PROVIDED RECORDS
★ ★ ★
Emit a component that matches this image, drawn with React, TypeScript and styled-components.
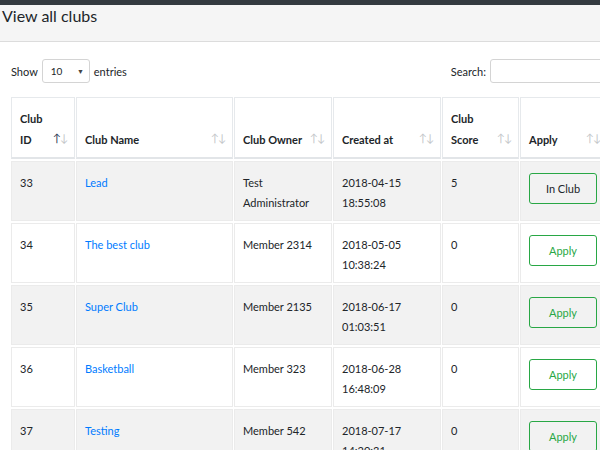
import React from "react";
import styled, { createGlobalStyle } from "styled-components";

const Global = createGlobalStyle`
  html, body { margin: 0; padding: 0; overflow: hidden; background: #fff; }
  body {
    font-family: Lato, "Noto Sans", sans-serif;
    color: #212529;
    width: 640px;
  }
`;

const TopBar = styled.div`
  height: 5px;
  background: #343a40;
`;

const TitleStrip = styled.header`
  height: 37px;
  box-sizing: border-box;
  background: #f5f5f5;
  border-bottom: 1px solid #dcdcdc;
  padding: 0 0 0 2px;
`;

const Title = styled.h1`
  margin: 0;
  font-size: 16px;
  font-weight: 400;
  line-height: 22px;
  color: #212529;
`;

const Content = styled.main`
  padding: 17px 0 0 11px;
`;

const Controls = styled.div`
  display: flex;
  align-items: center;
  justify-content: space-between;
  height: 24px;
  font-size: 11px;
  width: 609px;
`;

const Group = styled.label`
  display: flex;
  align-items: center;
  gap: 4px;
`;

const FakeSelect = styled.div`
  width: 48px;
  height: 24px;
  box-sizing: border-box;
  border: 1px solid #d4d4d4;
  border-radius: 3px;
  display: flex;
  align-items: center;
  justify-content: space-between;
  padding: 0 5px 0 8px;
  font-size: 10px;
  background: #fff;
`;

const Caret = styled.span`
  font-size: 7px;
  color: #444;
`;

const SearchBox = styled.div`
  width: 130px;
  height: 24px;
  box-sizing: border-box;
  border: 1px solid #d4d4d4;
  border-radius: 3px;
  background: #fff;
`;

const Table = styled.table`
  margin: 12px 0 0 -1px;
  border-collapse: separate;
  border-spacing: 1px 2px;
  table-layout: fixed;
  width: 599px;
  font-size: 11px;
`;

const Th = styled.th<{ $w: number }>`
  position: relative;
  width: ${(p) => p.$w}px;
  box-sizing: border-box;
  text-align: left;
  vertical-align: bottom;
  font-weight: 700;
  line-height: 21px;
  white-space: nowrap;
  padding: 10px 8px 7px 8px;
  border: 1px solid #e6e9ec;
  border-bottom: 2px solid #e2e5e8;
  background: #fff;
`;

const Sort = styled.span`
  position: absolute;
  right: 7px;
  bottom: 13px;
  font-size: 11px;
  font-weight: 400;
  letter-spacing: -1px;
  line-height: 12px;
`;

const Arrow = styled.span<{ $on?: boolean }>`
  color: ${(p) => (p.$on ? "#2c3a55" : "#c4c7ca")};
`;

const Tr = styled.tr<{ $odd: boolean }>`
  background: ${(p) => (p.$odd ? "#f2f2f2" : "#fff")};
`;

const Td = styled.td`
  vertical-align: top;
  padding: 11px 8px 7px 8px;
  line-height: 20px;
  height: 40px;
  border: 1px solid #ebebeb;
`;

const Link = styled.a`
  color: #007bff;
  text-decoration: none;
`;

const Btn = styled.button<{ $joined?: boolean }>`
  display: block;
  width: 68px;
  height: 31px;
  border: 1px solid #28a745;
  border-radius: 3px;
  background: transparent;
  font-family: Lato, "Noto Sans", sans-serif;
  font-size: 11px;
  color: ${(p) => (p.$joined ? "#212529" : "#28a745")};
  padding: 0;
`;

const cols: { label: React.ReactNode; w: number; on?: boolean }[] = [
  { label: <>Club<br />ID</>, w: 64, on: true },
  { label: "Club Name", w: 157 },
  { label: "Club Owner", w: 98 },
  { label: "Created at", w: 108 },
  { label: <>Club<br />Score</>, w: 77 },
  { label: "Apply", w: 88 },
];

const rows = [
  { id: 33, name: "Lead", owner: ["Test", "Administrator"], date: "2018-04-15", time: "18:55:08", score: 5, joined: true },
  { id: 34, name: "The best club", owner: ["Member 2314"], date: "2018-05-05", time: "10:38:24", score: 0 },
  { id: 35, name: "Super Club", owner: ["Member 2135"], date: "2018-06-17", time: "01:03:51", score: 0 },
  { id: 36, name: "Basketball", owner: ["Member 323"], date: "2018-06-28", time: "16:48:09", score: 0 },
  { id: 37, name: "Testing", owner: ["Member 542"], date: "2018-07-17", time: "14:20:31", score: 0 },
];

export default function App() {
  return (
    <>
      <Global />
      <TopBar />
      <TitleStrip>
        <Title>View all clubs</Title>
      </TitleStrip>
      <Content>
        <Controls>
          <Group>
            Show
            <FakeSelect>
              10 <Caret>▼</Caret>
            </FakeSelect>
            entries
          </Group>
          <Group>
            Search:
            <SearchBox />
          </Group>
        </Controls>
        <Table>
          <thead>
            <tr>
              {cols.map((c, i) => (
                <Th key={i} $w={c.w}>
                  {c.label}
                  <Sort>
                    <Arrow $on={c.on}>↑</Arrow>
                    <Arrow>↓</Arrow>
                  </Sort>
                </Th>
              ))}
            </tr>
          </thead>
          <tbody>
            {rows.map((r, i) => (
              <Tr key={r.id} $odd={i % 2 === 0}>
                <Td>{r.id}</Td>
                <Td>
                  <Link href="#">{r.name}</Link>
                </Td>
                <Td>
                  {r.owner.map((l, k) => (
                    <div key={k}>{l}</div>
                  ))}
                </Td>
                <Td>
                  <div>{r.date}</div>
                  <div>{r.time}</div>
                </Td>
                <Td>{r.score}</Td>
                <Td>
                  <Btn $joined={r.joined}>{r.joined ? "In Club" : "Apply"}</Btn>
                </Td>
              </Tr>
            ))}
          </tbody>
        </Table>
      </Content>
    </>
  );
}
★ ★ ★
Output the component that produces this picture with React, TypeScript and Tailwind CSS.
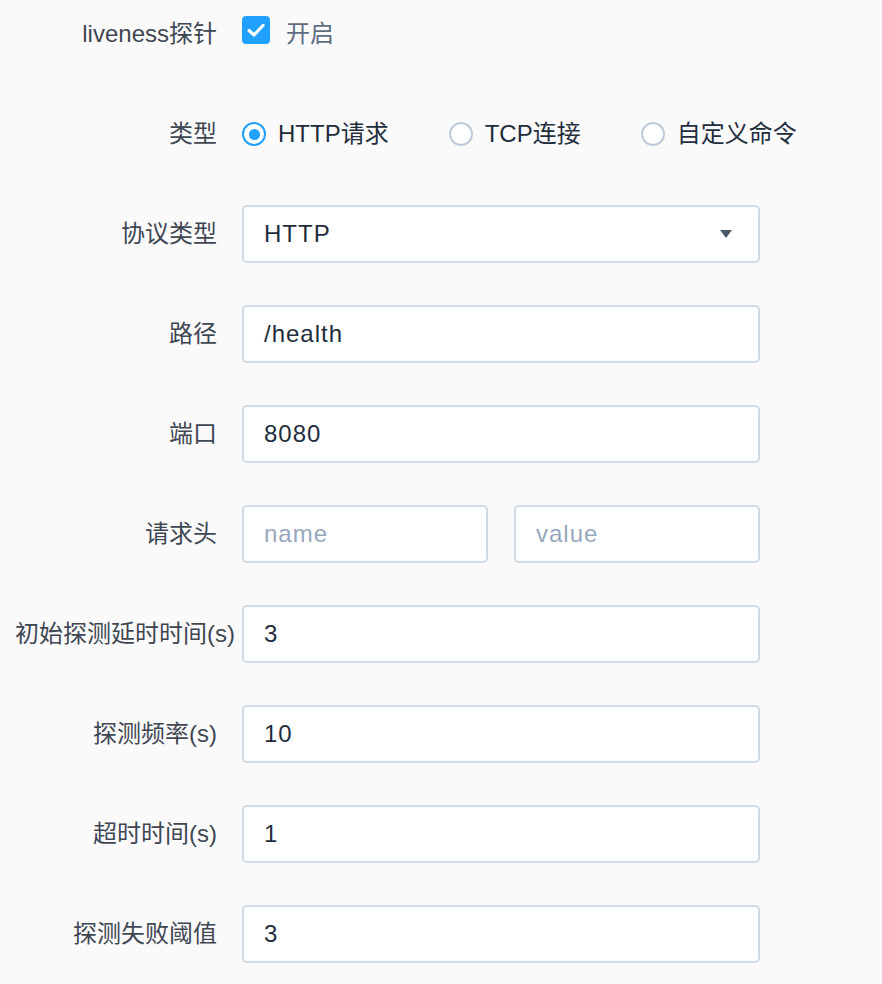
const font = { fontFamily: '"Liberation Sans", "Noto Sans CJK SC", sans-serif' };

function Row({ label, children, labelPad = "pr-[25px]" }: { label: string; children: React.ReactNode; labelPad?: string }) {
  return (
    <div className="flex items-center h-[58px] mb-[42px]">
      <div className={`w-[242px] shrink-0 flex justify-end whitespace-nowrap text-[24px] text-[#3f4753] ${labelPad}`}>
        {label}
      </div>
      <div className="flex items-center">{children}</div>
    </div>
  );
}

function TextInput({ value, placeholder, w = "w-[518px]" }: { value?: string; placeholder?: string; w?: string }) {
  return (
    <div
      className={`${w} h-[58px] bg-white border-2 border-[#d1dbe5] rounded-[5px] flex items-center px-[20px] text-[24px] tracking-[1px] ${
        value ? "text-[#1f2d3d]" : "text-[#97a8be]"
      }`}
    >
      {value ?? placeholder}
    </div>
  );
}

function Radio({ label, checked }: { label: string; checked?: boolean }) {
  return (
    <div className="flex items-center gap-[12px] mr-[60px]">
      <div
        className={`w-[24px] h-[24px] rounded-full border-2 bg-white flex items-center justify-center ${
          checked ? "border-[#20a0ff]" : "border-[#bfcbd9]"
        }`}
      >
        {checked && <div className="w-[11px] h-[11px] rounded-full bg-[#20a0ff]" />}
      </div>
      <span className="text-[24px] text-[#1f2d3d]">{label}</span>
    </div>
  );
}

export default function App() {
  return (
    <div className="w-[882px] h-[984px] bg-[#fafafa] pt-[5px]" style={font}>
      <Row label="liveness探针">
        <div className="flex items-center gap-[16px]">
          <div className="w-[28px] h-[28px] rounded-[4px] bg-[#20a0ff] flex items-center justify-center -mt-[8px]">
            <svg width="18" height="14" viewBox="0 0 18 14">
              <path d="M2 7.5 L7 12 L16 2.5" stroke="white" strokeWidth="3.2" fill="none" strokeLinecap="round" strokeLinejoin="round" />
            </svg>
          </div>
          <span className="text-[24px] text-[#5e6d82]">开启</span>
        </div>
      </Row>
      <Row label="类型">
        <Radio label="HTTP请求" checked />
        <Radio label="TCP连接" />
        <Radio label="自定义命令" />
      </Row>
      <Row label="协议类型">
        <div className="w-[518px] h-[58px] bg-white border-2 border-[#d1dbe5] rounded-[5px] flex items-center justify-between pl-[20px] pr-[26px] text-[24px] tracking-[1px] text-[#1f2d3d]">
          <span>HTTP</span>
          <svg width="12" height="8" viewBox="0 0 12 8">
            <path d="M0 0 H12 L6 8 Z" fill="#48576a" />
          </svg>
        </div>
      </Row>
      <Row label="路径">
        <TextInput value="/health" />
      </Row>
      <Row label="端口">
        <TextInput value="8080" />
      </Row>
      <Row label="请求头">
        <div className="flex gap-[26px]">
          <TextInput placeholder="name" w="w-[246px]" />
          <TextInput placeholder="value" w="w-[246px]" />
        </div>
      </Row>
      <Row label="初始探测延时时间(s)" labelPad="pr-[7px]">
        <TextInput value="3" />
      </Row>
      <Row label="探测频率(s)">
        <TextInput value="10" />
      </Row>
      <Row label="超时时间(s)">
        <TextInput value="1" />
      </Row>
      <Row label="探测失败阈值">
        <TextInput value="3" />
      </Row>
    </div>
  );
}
★ ★ ★
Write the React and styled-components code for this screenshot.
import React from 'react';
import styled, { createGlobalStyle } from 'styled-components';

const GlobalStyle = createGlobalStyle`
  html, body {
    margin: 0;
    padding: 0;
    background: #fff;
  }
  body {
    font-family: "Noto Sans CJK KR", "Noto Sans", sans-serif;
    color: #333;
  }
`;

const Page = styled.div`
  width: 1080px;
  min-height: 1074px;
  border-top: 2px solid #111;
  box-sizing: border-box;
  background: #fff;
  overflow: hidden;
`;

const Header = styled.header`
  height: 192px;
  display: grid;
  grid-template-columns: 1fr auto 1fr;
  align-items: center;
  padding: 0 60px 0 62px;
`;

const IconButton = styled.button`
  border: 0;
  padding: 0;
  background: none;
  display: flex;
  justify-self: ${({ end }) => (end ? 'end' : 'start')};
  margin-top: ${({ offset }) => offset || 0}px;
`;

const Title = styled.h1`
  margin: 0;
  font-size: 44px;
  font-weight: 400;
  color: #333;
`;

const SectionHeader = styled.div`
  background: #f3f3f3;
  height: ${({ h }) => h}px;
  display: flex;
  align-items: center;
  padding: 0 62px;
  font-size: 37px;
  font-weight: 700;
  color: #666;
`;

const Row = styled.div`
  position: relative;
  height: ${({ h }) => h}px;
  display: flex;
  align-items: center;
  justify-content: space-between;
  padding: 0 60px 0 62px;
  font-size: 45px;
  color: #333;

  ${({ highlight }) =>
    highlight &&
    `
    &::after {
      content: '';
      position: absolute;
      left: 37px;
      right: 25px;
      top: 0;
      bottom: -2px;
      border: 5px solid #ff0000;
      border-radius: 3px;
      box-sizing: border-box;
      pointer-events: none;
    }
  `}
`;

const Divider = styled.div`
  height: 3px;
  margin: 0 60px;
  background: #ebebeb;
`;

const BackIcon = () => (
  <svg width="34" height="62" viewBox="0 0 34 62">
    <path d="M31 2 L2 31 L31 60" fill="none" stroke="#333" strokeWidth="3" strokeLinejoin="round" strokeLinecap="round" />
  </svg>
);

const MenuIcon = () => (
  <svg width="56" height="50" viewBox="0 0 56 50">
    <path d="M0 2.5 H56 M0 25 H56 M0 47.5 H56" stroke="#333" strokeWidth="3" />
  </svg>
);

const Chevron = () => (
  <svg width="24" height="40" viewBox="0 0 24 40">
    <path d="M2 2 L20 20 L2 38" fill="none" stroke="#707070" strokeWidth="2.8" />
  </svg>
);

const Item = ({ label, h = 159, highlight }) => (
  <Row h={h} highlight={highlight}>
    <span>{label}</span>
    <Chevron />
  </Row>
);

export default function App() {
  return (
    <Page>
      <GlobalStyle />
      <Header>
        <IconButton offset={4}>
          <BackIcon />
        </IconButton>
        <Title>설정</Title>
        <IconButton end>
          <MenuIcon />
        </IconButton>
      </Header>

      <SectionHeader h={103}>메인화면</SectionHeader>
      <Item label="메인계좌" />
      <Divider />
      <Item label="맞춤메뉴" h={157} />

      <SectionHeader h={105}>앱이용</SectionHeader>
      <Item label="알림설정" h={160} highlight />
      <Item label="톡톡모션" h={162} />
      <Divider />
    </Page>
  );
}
★ ★ ★
WHAT IS ASKED
Determine the number of lines in the listing that hold the word "React", and supply that number and nothing further.

TASK RESPONSE
7